Joni Mitchell, the accomplished artist, singer and songwriter, isn’t known for holding back when it comes to autobiographical work. Her album “Blue,” released in 1971, is a hauntingly beautiful example of the folk singer yearning to exorcize demons from a difficult period in her life. The song “Little Green,” in particular, is an ode to the infant daughter Mitchell gave up for adoption, in which she mourns for the child she’d never get to sing it to. 

The Inspiration Behind “Little Green”

At the age of 22, Joni Mitchell (née Joan Anderson) was an art school dropout, “dirt poor” and living in an attic room in Toronto with fellow artist, Brad McMath. When she discovered she was pregnant McMath left, and Mitchell was faced with some incredibly difficult decisions. It was still taboo to have a baby out of wedlock, so she kept her pregnancy a secret from her family back home in Saskatchewan. As she said in an interview with the L.A. Times in 1997, “The main thing at the time was to conceal it. The scandal was so intense. A daughter could do nothing more disgraceful. It ruined you in a social sense. You have no idea what the stigma was. It was like you murdered somebody.”

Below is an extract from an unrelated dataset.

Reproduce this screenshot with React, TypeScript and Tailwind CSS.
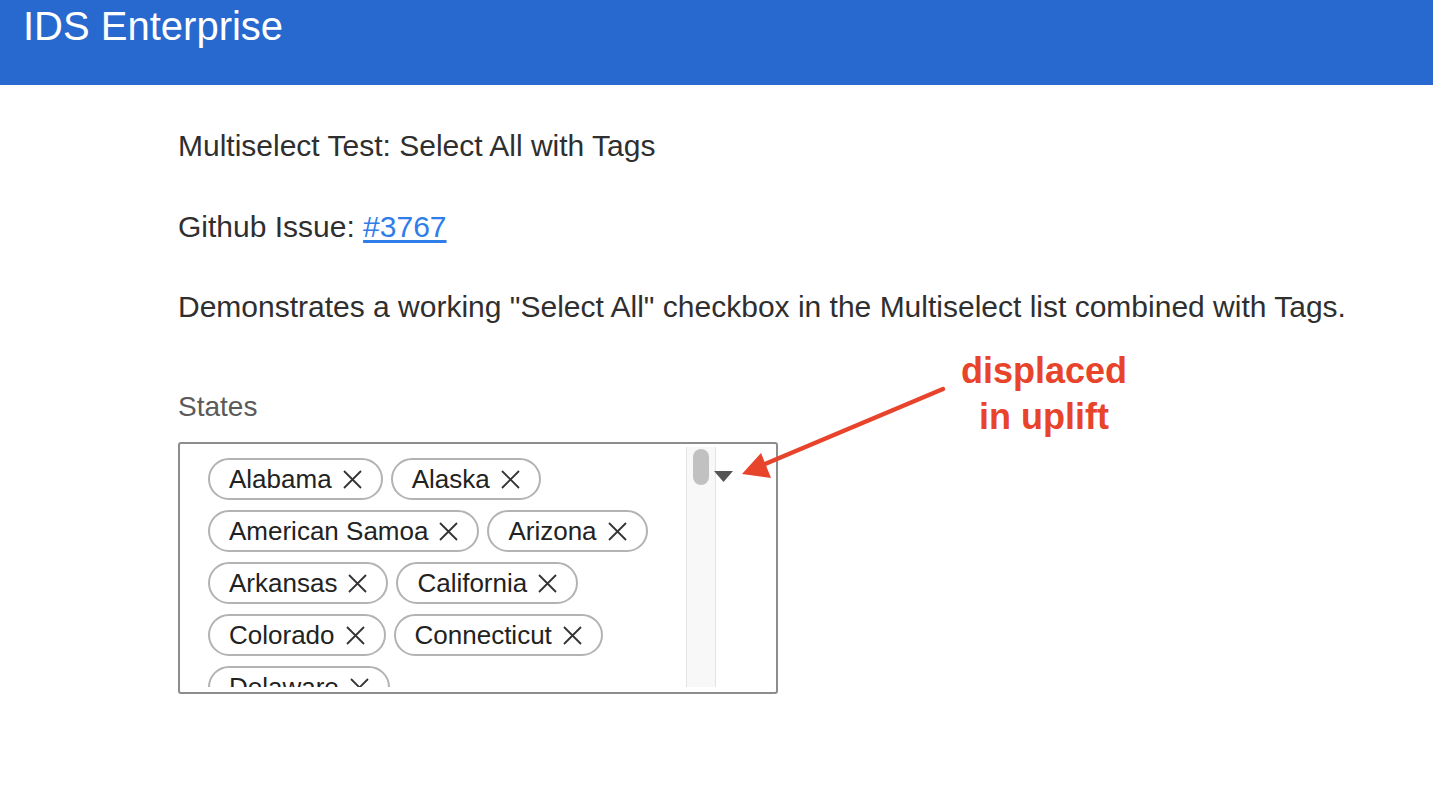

Mitchell gave birth to an infant girl on February 19, 1965. She named her Kelly, inspired by that verdant shade of green. Still largely undiscovered on the music scene, Mitchell’s career consisted of eking out a living playing in coffee houses, and she was unable to provide for her infant child. When the baby was only six months old, Mitchell made the heart-breaking decision to give her up for adoption. Mitchell wrote “Little Green” shortly after.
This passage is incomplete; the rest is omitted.